* Short exercise
Report only the number of lines in this material that include the string "screenshot".

* Records shown
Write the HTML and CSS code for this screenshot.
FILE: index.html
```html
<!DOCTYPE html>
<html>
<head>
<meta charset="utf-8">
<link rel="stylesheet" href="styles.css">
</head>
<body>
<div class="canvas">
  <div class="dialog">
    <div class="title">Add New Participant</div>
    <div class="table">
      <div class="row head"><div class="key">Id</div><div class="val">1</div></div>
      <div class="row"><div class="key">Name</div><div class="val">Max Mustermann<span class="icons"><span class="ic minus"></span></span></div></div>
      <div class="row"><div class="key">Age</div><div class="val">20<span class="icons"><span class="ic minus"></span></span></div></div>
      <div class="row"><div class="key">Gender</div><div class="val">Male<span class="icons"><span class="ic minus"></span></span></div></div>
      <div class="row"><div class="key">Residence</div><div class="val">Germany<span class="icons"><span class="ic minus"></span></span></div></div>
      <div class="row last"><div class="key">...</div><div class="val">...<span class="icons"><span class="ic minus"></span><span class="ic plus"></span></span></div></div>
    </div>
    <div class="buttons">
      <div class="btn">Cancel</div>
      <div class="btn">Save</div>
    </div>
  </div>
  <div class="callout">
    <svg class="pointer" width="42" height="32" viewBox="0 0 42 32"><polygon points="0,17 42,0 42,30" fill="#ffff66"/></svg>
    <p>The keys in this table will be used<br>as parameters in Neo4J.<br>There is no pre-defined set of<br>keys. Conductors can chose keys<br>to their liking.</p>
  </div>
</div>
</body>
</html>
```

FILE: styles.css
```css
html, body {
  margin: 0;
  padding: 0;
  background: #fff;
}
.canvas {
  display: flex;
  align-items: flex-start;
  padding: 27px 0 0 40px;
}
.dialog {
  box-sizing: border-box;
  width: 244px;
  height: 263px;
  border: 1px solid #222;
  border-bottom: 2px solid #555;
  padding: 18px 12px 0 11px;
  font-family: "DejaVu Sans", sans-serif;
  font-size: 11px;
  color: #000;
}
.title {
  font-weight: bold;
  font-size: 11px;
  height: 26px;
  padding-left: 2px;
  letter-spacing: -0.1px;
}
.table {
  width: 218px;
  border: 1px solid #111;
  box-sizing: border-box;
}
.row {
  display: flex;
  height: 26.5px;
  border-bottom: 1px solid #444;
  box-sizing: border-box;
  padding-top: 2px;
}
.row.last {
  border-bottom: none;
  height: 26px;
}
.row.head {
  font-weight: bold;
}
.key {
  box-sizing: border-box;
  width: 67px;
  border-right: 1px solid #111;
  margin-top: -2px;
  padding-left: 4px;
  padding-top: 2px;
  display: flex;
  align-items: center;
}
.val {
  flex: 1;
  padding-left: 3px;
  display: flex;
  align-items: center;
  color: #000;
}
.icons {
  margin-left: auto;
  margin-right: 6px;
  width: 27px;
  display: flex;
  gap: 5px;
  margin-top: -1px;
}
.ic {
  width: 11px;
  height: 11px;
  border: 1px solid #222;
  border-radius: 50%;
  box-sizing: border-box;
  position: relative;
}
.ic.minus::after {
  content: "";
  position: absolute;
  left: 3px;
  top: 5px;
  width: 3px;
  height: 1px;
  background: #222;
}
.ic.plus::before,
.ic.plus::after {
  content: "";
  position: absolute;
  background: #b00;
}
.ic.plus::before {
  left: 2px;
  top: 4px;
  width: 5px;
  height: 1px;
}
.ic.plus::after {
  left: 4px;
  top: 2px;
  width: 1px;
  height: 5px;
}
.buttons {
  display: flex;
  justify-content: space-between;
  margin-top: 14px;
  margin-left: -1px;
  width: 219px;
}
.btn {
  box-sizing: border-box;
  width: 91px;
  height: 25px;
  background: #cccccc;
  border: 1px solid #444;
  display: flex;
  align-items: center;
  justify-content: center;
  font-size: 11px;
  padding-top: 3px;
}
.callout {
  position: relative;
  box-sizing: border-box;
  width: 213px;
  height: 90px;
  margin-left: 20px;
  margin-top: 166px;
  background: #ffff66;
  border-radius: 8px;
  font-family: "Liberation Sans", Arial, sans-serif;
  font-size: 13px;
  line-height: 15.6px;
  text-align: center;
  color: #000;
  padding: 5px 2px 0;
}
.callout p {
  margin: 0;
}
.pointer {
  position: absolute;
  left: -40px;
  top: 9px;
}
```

--

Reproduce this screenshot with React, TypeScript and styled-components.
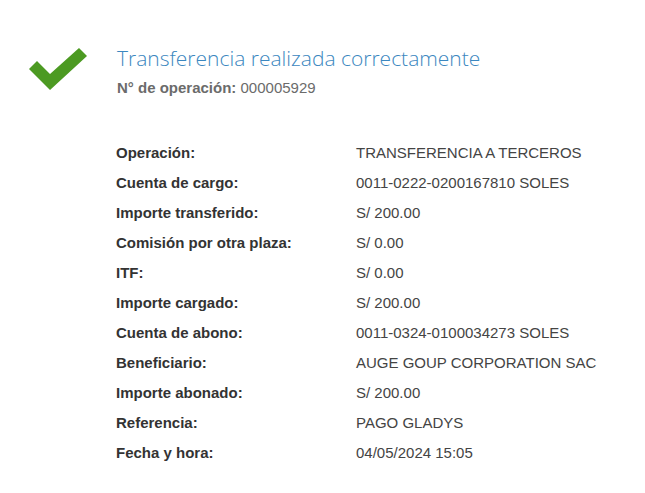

* Exercise response
2